La lingua che Lidia parla non è l'italiano, perché le nostre bisnonne non parlavano italiano, neanche erano italiane a dire il vero, erano liguri, lombarde, piemontesi, friulane, e perché le storie di masche non si raccontano in italiano, si raccontano nella lingua in cui sono nate, in cui sono state vissute, che non è l'italiano. Lidia parla una lingua che è un grammelot dei dialetti del nord Italia, avvicinato all'italiano quanto lo potrebbe avvicinare una donna che in italiano non pensa, è una lingua unicamente orale, dove la congiunzione è la parte più complessa della frase e i pensieri escono nell'ordine in cui arrivano, dove le parole legate alla riflessione sono poche e quelle legate al fare sono tante.

Note di Regia
La regia di “Lidia- storia di una masca” è basata in larga misura sulla direzione dell'attrice e l'intenzione è di non essere mai invasiva né preponderante sull'azione scenica. La scelta è stata quella di accompagnare l'attrice durante la narrazione e di intensificarne l'efficacia comunicativa attingendo alla tradizione del racconto orale, della veglia, più vicina al mondo di Lidia, che contribuisce a creare l'illusione di un altro tempo più di quanto potrebbe fare una regia teatralmente più complessa.

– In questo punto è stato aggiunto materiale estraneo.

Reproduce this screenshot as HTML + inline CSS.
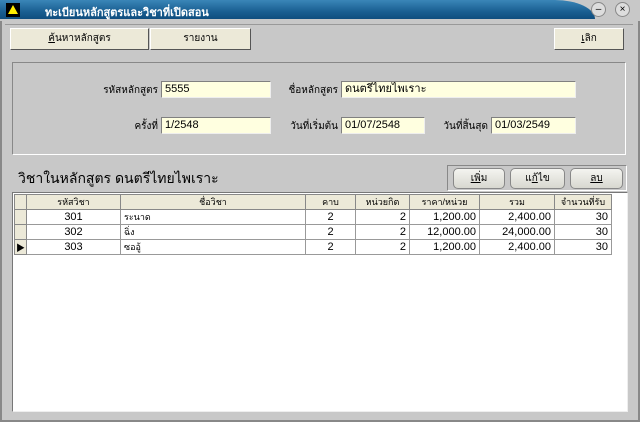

La scenografia è di taglio povero e lo spazio sostanzialmente vuoto ad eccezione di un tappeto di foglie secche e qualche ramo ed evocare l'ambiente boschivo essendo il bosco un vero e proprio personaggio con cui Lidia si confronta, che la modifica nell'essenza e nelle azioni che
compie. I pochi oggetti presenti in scena si trasformano e diventano altro unicamente grazie all'immaginazione; così un grembiule diventa un fagotto di stracci a ricordare un neonato tenuto in braccio, un lenzuolo bianco diventa un vestito da sposa. Le luci e la musica seguono la narrazione, la avvolgono e talvolta la anticipano, quasi ad indicare la volontà del personaggio a modificare la direzione del proprio racconto.
Un'ultima precisazione riguarda le musiche dello spettacolo, tutte prese dalla tradizione occitana, che tendono la mano alle fonti di cui si è servita la drammaturga.